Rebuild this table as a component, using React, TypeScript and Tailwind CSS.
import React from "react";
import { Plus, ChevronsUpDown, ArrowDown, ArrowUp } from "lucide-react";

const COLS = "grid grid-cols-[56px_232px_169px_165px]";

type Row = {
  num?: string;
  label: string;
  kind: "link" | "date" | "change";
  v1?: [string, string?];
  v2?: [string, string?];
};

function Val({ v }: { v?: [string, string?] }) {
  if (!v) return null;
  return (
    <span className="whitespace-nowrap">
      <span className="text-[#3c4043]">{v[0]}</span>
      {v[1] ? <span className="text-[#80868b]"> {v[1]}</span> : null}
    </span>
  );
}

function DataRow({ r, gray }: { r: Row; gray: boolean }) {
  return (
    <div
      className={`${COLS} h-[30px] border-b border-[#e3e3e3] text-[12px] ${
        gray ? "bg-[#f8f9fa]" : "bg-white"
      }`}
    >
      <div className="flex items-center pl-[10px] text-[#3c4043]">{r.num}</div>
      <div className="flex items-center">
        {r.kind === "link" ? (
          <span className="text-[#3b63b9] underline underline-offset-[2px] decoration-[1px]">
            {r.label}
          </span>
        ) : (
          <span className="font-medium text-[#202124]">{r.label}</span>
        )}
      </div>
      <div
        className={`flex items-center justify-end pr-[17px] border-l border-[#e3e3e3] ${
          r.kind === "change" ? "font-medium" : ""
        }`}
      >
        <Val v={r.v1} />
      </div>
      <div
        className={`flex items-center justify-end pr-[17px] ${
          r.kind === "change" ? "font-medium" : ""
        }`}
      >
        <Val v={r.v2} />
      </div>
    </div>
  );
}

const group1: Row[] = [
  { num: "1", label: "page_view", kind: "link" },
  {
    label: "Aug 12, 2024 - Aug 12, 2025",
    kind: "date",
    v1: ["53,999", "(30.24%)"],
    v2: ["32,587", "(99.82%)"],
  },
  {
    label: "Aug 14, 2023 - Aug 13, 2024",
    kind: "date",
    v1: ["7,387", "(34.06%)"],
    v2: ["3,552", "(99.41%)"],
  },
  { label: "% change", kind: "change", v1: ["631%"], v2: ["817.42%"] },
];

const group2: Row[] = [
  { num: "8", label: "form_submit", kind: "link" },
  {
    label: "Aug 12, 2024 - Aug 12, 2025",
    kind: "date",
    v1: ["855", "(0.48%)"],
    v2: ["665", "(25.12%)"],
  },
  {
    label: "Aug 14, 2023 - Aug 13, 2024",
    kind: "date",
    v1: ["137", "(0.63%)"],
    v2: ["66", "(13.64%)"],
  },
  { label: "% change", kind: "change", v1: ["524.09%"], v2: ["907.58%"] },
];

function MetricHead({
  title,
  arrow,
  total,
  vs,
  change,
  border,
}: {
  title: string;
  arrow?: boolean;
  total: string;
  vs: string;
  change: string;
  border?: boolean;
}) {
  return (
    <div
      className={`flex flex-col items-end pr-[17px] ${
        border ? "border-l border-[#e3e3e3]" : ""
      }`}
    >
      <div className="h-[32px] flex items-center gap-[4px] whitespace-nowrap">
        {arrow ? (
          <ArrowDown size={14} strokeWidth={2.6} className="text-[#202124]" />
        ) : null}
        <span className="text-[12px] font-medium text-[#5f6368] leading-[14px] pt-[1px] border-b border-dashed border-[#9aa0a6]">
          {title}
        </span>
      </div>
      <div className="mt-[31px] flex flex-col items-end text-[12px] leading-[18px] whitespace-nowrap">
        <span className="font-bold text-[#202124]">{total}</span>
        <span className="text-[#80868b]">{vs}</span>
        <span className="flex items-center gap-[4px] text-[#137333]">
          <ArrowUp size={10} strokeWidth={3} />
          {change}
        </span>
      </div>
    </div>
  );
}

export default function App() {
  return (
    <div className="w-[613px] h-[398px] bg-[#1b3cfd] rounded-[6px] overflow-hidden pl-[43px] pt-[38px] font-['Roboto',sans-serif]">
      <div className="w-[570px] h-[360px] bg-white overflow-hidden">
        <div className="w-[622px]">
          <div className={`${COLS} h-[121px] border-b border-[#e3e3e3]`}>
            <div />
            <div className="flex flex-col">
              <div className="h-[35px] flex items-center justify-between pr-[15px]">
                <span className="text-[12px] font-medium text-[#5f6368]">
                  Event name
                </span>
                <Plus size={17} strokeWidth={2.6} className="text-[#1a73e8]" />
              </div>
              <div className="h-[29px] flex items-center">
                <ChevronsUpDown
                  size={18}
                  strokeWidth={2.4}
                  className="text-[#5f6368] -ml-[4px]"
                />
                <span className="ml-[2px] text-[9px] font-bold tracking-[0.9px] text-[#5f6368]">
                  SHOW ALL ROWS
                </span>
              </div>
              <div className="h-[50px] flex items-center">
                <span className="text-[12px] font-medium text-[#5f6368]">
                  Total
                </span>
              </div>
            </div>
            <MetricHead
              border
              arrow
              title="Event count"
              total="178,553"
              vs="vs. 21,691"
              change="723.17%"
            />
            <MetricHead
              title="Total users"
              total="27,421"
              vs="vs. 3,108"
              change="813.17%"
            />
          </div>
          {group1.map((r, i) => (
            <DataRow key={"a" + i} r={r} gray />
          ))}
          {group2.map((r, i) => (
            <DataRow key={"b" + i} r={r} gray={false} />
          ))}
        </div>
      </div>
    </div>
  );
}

Directions: Output the full listing without altering anything.

Answer to this task:
Rebuild this table as a component, using React, TypeScript and Tailwind CSS.
import React from "react";
import { Plus, ChevronsUpDown, ArrowDown, ArrowUp } from "lucide-react";

const COLS = "grid grid-cols-[56px_232px_169px_165px]";

type Row = {
  num?: string;
  label: string;
  kind: "link" | "date" | "change";
  v1?: [string, string?];
  v2?: [string, string?];
};

function Val({ v }: { v?: [string, string?] }) {
  if (!v) return null;
  return (
    <span className="whitespace-nowrap">
      <span className="text-[#3c4043]">{v[0]}</span>
      {v[1] ? <span className="text-[#80868b]"> {v[1]}</span> : null}
    </span>
  );
}

function DataRow({ r, gray }: { r: Row; gray: boolean }) {
  return (
    <div
      className={`${COLS} h-[30px] border-b border-[#e3e3e3] text-[12px] ${
        gray ? "bg-[#f8f9fa]" : "bg-white"
      }`}
    >
      <div className="flex items-center pl-[10px] text-[#3c4043]">{r.num}</div>
      <div className="flex items-center">
        {r.kind === "link" ? (
          <span className="text-[#3b63b9] underline underline-offset-[2px] decoration-[1px]">
            {r.label}
          </span>
        ) : (
          <span className="font-medium text-[#202124]">{r.label}</span>
        )}
      </div>
      <div
        className={`flex items-center justify-end pr-[17px] border-l border-[#e3e3e3] ${
          r.kind === "change" ? "font-medium" : ""
        }`}
      >
        <Val v={r.v1} />
      </div>
      <div
        className={`flex items-center justify-end pr-[17px] ${
          r.kind === "change" ? "font-medium" : ""
        }`}
      >
        <Val v={r.v2} />
      </div>
    </div>
  );
}

const group1: Row[] = [
  { num: "1", label: "page_view", kind: "link" },
  {
    label: "Aug 12, 2024 - Aug 12, 2025",
    kind: "date",
    v1: ["53,999", "(30.24%)"],
    v2: ["32,587", "(99.82%)"],
  },
  {
    label: "Aug 14, 2023 - Aug 13, 2024",
    kind: "date",
    v1: ["7,387", "(34.06%)"],
    v2: ["3,552", "(99.41%)"],
  },
  { label: "% change", kind: "change", v1: ["631%"], v2: ["817.42%"] },
];

const group2: Row[] = [
  { num: "8", label: "form_submit", kind: "link" },
  {
    label: "Aug 12, 2024 - Aug 12, 2025",
    kind: "date",
    v1: ["855", "(0.48%)"],
    v2: ["665", "(25.12%)"],
  },
  {
    label: "Aug 14, 2023 - Aug 13, 2024",
    kind: "date",
    v1: ["137", "(0.63%)"],
    v2: ["66", "(13.64%)"],
  },
  { label: "% change", kind: "change", v1: ["524.09%"], v2: ["907.58%"] },
];

function MetricHead({
  title,
  arrow,
  total,
  vs,
  change,
  border,
}: {
  title: string;
  arrow?: boolean;
  total: string;
  vs: string;
  change: string;
  border?: boolean;
}) {
  return (
    <div
      className={`flex flex-col items-end pr-[17px] ${
        border ? "border-l border-[#e3e3e3]" : ""
      }`}
    >
      <div className="h-[32px] flex items-center gap-[4px] whitespace-nowrap">
        {arrow ? (
          <ArrowDown size={14} strokeWidth={2.6} className="text-[#202124]" />
        ) : null}
        <span className="text-[12px] font-medium text-[#5f6368] leading-[14px] pt-[1px] border-b border-dashed border-[#9aa0a6]">
          {title}
        </span>
      </div>
      <div className="mt-[31px] flex flex-col items-end text-[12px] leading-[18px] whitespace-nowrap">
        <span className="font-bold text-[#202124]">{total}</span>
        <span className="text-[#80868b]">{vs}</span>
        <span className="flex items-center gap-[4px] text-[#137333]">
          <ArrowUp size={10} strokeWidth={3} />
          {change}
        </span>
      </div>
    </div>
  );
}

export default function App() {
  return (
    <div className="w-[613px] h-[398px] bg-[#1b3cfd] rounded-[6px] overflow-hidden pl-[43px] pt-[38px] font-['Roboto',sans-serif]">
      <div className="w-[570px] h-[360px] bg-white overflow-hidden">
        <div className="w-[622px]">
          <div className={`${COLS} h-[121px] border-b border-[#e3e3e3]`}>
            <div />
            <div className="flex flex-col">
              <div className="h-[35px] flex items-center justify-between pr-[15px]">
                <span className="text-[12px] font-medium text-[#5f6368]">
                  Event name
                </span>
                <Plus size={17} strokeWidth={2.6} className="text-[#1a73e8]" />
              </div>
              <div className="h-[29px] flex items-center">
                <ChevronsUpDown
                  size={18}
                  strokeWidth={2.4}
                  className="text-[#5f6368] -ml-[4px]"
                />
                <span className="ml-[2px] text-[9px] font-bold tracking-[0.9px] text-[#5f6368]">
                  SHOW ALL ROWS
                </span>
              </div>
              <div className="h-[50px] flex items-center">
                <span className="text-[12px] font-medium text-[#5f6368]">
                  Total
                </span>
              </div>
            </div>
            <MetricHead
              border
              arrow
              title="Event count"
              total="178,553"
              vs="vs. 21,691"
              change="723.17%"
            />
            <MetricHead
              title="Total users"
              total="27,421"
              vs="vs. 3,108"
              change="813.17%"
            />
          </div>
          {group1.map((r, i) => (
            <DataRow key={"a" + i} r={r} gray />
          ))}
          {group2.map((r, i) => (
            <DataRow key={"b" + i} r={r} gray={false} />
          ))}
        </div>
      </div>
    </div>
  );
}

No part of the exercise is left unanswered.